__Exercise details__.
Pictures within the data are to be left out; everything else must be reproduced exactly.

__Data__.

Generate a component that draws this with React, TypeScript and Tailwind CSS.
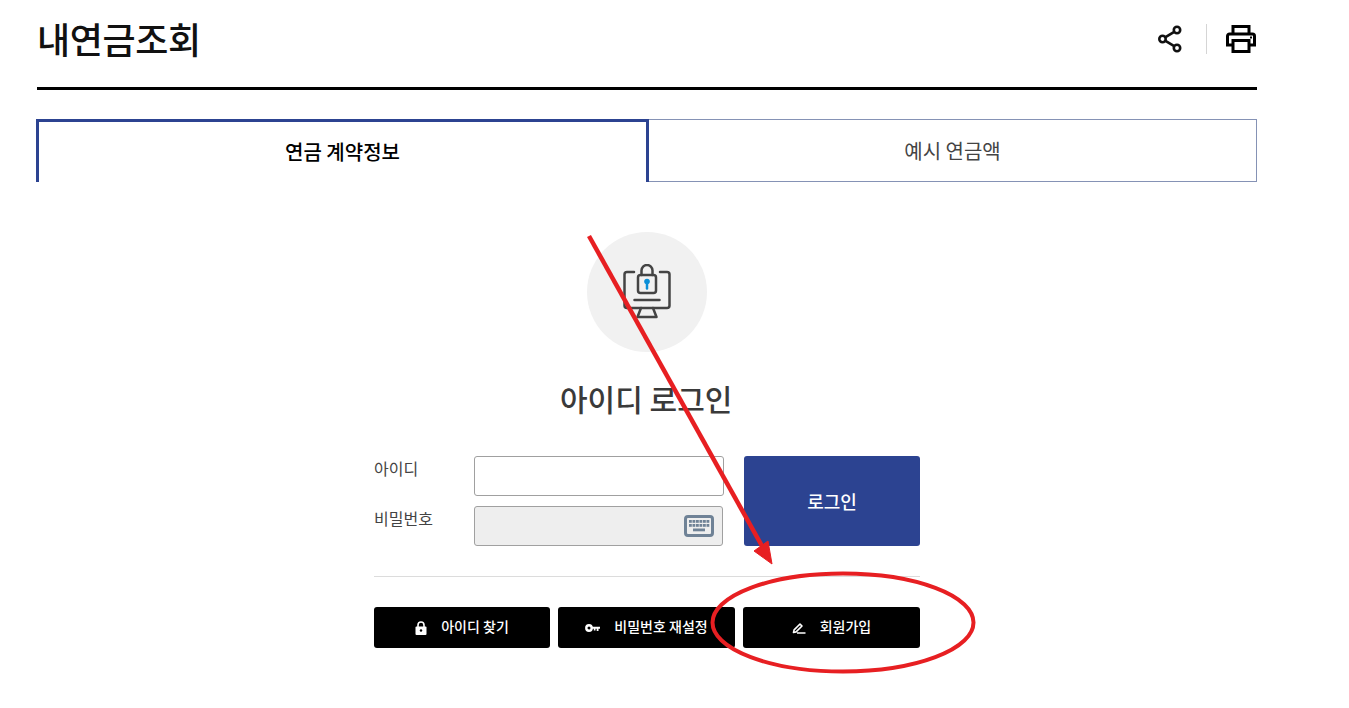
function ShareIcon() {
  return (
    <svg width="26" height="28" viewBox="0 0 26 28" fill="none" stroke="#111" strokeWidth="2.600">
      <circle cx="5.500" cy="14" r="3.200" />
      <circle cx="20" cy="5" r="3.200" />
      <circle cx="20" cy="23" r="3.200" />
      <path d="M8.500 12.200L17.200 6.800M8.500 15.800L17.200 21.200" />
    </svg>
  );
}

function PrinterIcon() {
  return (
    <svg width="32" height="30" viewBox="0 0 32 30" fill="none">
      <path d="M8 10V2.500h16V10" stroke="#000" strokeWidth="3" />
      <path d="M8 21H2.500V12a2 2 0 0 1 2-2h23a2 2 0 0 1 2 2v9H24" stroke="#000" strokeWidth="3" />
      <path d="M8 16.500h16v11H8z" stroke="#000" strokeWidth="3" />
      <rect x="25" y="12.500" width="2" height="2" fill="#000" />
    </svg>
  );
}

function MonitorLockIcon() {
  return (
    <svg width="48" height="56" viewBox="0 0 48 56" fill="none" stroke="#444" strokeWidth="2.500" strokeLinecap="round" strokeLinejoin="round">
      <path d="M11 8H4a2.500 2.500 0 0 0-2.500 2.500v31A2.500 2.500 0 0 0 4 44h40a2.500 2.500 0 0 0 2.500-2.500v-31A2.500 2.500 0 0 0 44 8h-7" />
      <rect x="15" y="11" width="18" height="18" rx="2.500" />
      <path d="M18.500 11V6.500a5.500 5.500 0 0 1 11 0V11" />
      <path d="M11.500 36h25" />
      <path d="M18 44l-3.500 9h19L30 44" />
      <circle cx="24" cy="17.500" r="2.800" fill="#0a8fd8" stroke="none" />
      <path d="M24 18.500v6" stroke="#0a8fd8" />
    </svg>
  );
}

function KeyboardIcon() {
  const keys = [0, 1, 2, 3, 4, 5];
  return (
    <svg width="30" height="22" viewBox="0 0 30 22">
      <rect x="1.500" y="1.500" width="27" height="19" rx="2.500" fill="#eeeeee" stroke="#6f8296" strokeWidth="3" />
      {keys.map((k) => (
        <rect key={`a${k}`} x={5 + k * 3.500} y="5" width="2.800" height="2.800" fill="#6f8296" />
      ))}
      {keys.map((k) => (
        <rect key={`b${k}`} x={5 + k * 3.500} y="9" width="2.800" height="2.800" fill="#6f8296" />
      ))}
      <rect x="9" y="13.500" width="12" height="2.800" fill="#6f8296" />
    </svg>
  );
}

function LockIcon() {
  return (
    <svg width="12" height="14" viewBox="0 0 12 14">
      <path d="M3 6V4a3 3 0 0 1 6 0v2" fill="none" stroke="#fff" strokeWidth="1.600" />
      <rect x="0.500" y="5.500" width="11" height="8.500" rx="1" fill="#fff" />
      <circle cx="6" cy="9.500" r="1.200" fill="#000" />
    </svg>
  );
}

function KeyIcon() {
  return (
    <svg width="15" height="8" viewBox="0 0 15 8">
      <circle cx="4" cy="4" r="2.700" fill="none" stroke="#fff" strokeWidth="2.400" />
      <path d="M6 2.800h9v2h-1.500V7h-1.800V4.800h-1.200V6.500H8.800V4.800H6z" fill="#fff" />
    </svg>
  );
}

function PencilIcon() {
  return (
    <svg width="14" height="12" viewBox="0 0 14 12" fill="none">
      <path d="M1.500 10.500l.6-2.600L8 2l2 2-5.900 5.900z" fill="#000" stroke="#fff" strokeWidth="1.600" strokeLinejoin="round" />
      <path d="M5 11h8.500" stroke="#fff" strokeWidth="1.500" />
    </svg>
  );
}

function ActionButton({ icon, label, className }: { icon: React.ReactNode; label: string; className: string }) {
  return (
    <button className={`h-[41px] bg-black rounded-[3px] text-white text-[14px] font-medium flex items-center justify-center gap-[14px] ${className}`}>
      {icon}
      <span className="pb-[2px]">{label}</span>
    </button>
  );
}

export default function App() {
  return (
    <div className="relative w-[1349px] h-[708px] overflow-hidden bg-white pl-[37px] font-['Noto_Sans_CJK_KR','Noto_Sans',sans-serif]">
      <div className="w-[1220px]">
        {/* Title */}
        <header className="h-[90px] border-b-[3px] border-black flex items-start justify-between">
          <h1 className="mt-[11px] text-[36px] leading-[54px] font-medium text-[#111] tracking-[-0.4px]">내연금조회</h1>
          <div className="flex items-center mt-[24px]">
            <ShareIcon />
            <div className="w-px h-[30px] bg-[#d5d5d5] ml-[23px] mr-[18px]" />
            <PrinterIcon />
          </div>
        </header>

        {/* Tabs */}
        <div className="flex mt-[29px] h-[63px] -ml-px">
          <div className="w-[613px] border-t-[3px] border-x-[3px] border-[#2c4391] flex items-center justify-center text-[20px] font-medium text-black">
            연금 계약정보
          </div>
          <div className="flex-1 border-t border-r border-b border-[#8592b5] flex items-center justify-center text-[20px] text-[#444]">
            예시 연금액
          </div>
        </div>

        {/* Login */}
        <div className="ml-[337px] w-[546px] flex flex-col">
          <div className="mt-[50px] ml-[213px] w-[120px] h-[120px] rounded-full bg-[#f1f1f1] flex items-center justify-center">
            <MonitorLockIcon />
          </div>
          <h2 className="mt-[23px] ml-[186px] text-[30px] leading-[46px] font-medium text-[#3a3a3a]">아이디 로그인</h2>

          <div className="mt-[35px] flex">
            <div className="w-[100px] text-[16px] text-[#444]">
              <div className="h-[50px] leading-[24px]">아이디</div>
              <div className="h-[40px] leading-[24px]">비밀번호</div>
            </div>
            <div className="w-[250px] flex flex-col gap-[10px]">
              <input className="w-[250px] h-[40px] rounded-[3px] border border-[#a0a0a0] bg-white" />
              <div className="w-[249px] h-[40px] rounded-[3px] border border-[#a0a0a0] bg-[#eeeeee] flex items-center justify-end pr-[8px]">
                <KeyboardIcon />
              </div>
            </div>
            <button className="ml-[20px] w-[176px] h-[90px] rounded-[3px] bg-[#2c4391] text-white text-[18px] font-medium">로그인</button>
          </div>

          <div className="mt-[30px] border-t border-[#dcdcdc]" />

          <div className="mt-[30px] flex gap-[8px]">
            <ActionButton icon={<LockIcon />} label="아이디 찾기" className="w-[176px]" />
            <ActionButton icon={<KeyIcon />} label="비밀번호 재설정" className="w-[177px]" />
            <ActionButton icon={<PencilIcon />} label="회원가입" className="w-[177px]" />
          </div>
        </div>
      </div>

      {/* Red annotation drawn over the page */}
      <svg className="absolute left-0 top-0 pointer-events-none" width="1349" height="708" fill="none">
        <path d="M589 236L762 546" stroke="#e71f22" strokeWidth="4.500" />
        <path d="M754 551L768 541L772 564z" fill="#e71f22" stroke="#e71f22" strokeWidth="1" />
        <ellipse cx="843" cy="622.500" rx="130.500" ry="49" stroke="#e71f22" strokeWidth="4" />
      </svg>
    </div>
  );
}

__Full solution__.
Generate a component that draws this with React, TypeScript and Tailwind CSS.
function ShareIcon() {
  return (
    <svg width="26" height="28" viewBox="0 0 26 28" fill="none" stroke="#111" strokeWidth="2.600">
      <circle cx="5.500" cy="14" r="3.200" />
      <circle cx="20" cy="5" r="3.200" />
      <circle cx="20" cy="23" r="3.200" />
      <path d="M8.500 12.200L17.200 6.800M8.500 15.800L17.200 21.200" />
    </svg>
  );
}

function PrinterIcon() {
  return (
    <svg width="32" height="30" viewBox="0 0 32 30" fill="none">
      <path d="M8 10V2.500h16V10" stroke="#000" strokeWidth="3" />
      <path d="M8 21H2.500V12a2 2 0 0 1 2-2h23a2 2 0 0 1 2 2v9H24" stroke="#000" strokeWidth="3" />
      <path d="M8 16.500h16v11H8z" stroke="#000" strokeWidth="3" />
      <rect x="25" y="12.500" width="2" height="2" fill="#000" />
    </svg>
  );
}

function MonitorLockIcon() {
  return (
    <svg width="48" height="56" viewBox="0 0 48 56" fill="none" stroke="#444" strokeWidth="2.500" strokeLinecap="round" strokeLinejoin="round">
      <path d="M11 8H4a2.500 2.500 0 0 0-2.500 2.500v31A2.500 2.500 0 0 0 4 44h40a2.500 2.500 0 0 0 2.500-2.500v-31A2.500 2.500 0 0 0 44 8h-7" />
      <rect x="15" y="11" width="18" height="18" rx="2.500" />
      <path d="M18.500 11V6.500a5.500 5.500 0 0 1 11 0V11" />
      <path d="M11.500 36h25" />
      <path d="M18 44l-3.500 9h19L30 44" />
      <circle cx="24" cy="17.500" r="2.800" fill="#0a8fd8" stroke="none" />
      <path d="M24 18.500v6" stroke="#0a8fd8" />
    </svg>
  );
}

function KeyboardIcon() {
  const keys = [0, 1, 2, 3, 4, 5];
  return (
    <svg width="30" height="22" viewBox="0 0 30 22">
      <rect x="1.500" y="1.500" width="27" height="19" rx="2.500" fill="#eeeeee" stroke="#6f8296" strokeWidth="3" />
      {keys.map((k) => (
        <rect key={`a${k}`} x={5 + k * 3.500} y="5" width="2.800" height="2.800" fill="#6f8296" />
      ))}
      {keys.map((k) => (
        <rect key={`b${k}`} x={5 + k * 3.500} y="9" width="2.800" height="2.800" fill="#6f8296" />
      ))}
      <rect x="9" y="13.500" width="12" height="2.800" fill="#6f8296" />
    </svg>
  );
}

function LockIcon() {
  return (
    <svg width="12" height="14" viewBox="0 0 12 14">
      <path d="M3 6V4a3 3 0 0 1 6 0v2" fill="none" stroke="#fff" strokeWidth="1.600" />
      <rect x="0.500" y="5.500" width="11" height="8.500" rx="1" fill="#fff" />
      <circle cx="6" cy="9.500" r="1.200" fill="#000" />
    </svg>
  );
}

function KeyIcon() {
  return (
    <svg width="15" height="8" viewBox="0 0 15 8">
      <circle cx="4" cy="4" r="2.700" fill="none" stroke="#fff" strokeWidth="2.400" />
      <path d="M6 2.800h9v2h-1.500V7h-1.800V4.800h-1.200V6.500H8.800V4.800H6z" fill="#fff" />
    </svg>
  );
}

function PencilIcon() {
  return (
    <svg width="14" height="12" viewBox="0 0 14 12" fill="none">
      <path d="M1.500 10.500l.6-2.600L8 2l2 2-5.900 5.900z" fill="#000" stroke="#fff" strokeWidth="1.600" strokeLinejoin="round" />
      <path d="M5 11h8.500" stroke="#fff" strokeWidth="1.500" />
    </svg>
  );
}

function ActionButton({ icon, label, className }: { icon: React.ReactNode; label: string; className: string }) {
  return (
    <button className={`h-[41px] bg-black rounded-[3px] text-white text-[14px] font-medium flex items-center justify-center gap-[14px] ${className}`}>
      {icon}
      <span className="pb-[2px]">{label}</span>
    </button>
  );
}

export default function App() {
  return (
    <div className="relative w-[1349px] h-[708px] overflow-hidden bg-white pl-[37px] font-['Noto_Sans_CJK_KR','Noto_Sans',sans-serif]">
      <div className="w-[1220px]">
        {/* Title */}
        <header className="h-[90px] border-b-[3px] border-black flex items-start justify-between">
          <h1 className="mt-[11px] text-[36px] leading-[54px] font-medium text-[#111] tracking-[-0.4px]">내연금조회</h1>
          <div className="flex items-center mt-[24px]">
            <ShareIcon />
            <div className="w-px h-[30px] bg-[#d5d5d5] ml-[23px] mr-[18px]" />
            <PrinterIcon />
          </div>
        </header>

        {/* Tabs */}
        <div className="flex mt-[29px] h-[63px] -ml-px">
          <div className="w-[613px] border-t-[3px] border-x-[3px] border-[#2c4391] flex items-center justify-center text-[20px] font-medium text-black">
            연금 계약정보
          </div>
          <div className="flex-1 border-t border-r border-b border-[#8592b5] flex items-center justify-center text-[20px] text-[#444]">
            예시 연금액
          </div>
        </div>

        {/* Login */}
        <div className="ml-[337px] w-[546px] flex flex-col">
          <div className="mt-[50px] ml-[213px] w-[120px] h-[120px] rounded-full bg-[#f1f1f1] flex items-center justify-center">
            <MonitorLockIcon />
          </div>
          <h2 className="mt-[23px] ml-[186px] text-[30px] leading-[46px] font-medium text-[#3a3a3a]">아이디 로그인</h2>

          <div className="mt-[35px] flex">
            <div className="w-[100px] text-[16px] text-[#444]">
              <div className="h-[50px] leading-[24px]">아이디</div>
              <div className="h-[40px] leading-[24px]">비밀번호</div>
            </div>
            <div className="w-[250px] flex flex-col gap-[10px]">
              <input className="w-[250px] h-[40px] rounded-[3px] border border-[#a0a0a0] bg-white" />
              <div className="w-[249px] h-[40px] rounded-[3px] border border-[#a0a0a0] bg-[#eeeeee] flex items-center justify-end pr-[8px]">
                <KeyboardIcon />
              </div>
            </div>
            <button className="ml-[20px] w-[176px] h-[90px] rounded-[3px] bg-[#2c4391] text-white text-[18px] font-medium">로그인</button>
          </div>

          <div className="mt-[30px] border-t border-[#dcdcdc]" />

          <div className="mt-[30px] flex gap-[8px]">
            <ActionButton icon={<LockIcon />} label="아이디 찾기" className="w-[176px]" />
            <ActionButton icon={<KeyIcon />} label="비밀번호 재설정" className="w-[177px]" />
            <ActionButton icon={<PencilIcon />} label="회원가입" className="w-[177px]" />
          </div>
        </div>
      </div>

      {/* Red annotation drawn over the page */}
      <svg className="absolute left-0 top-0 pointer-events-none" width="1349" height="708" fill="none">
        <path d="M589 236L762 546" stroke="#e71f22" strokeWidth="4.500" />
        <path d="M754 551L768 541L772 564z" fill="#e71f22" stroke="#e71f22" strokeWidth="1" />
        <ellipse cx="843" cy="622.500" rx="130.500" ry="49" stroke="#e71f22" strokeWidth="4" />
      </svg>
    </div>
  );
}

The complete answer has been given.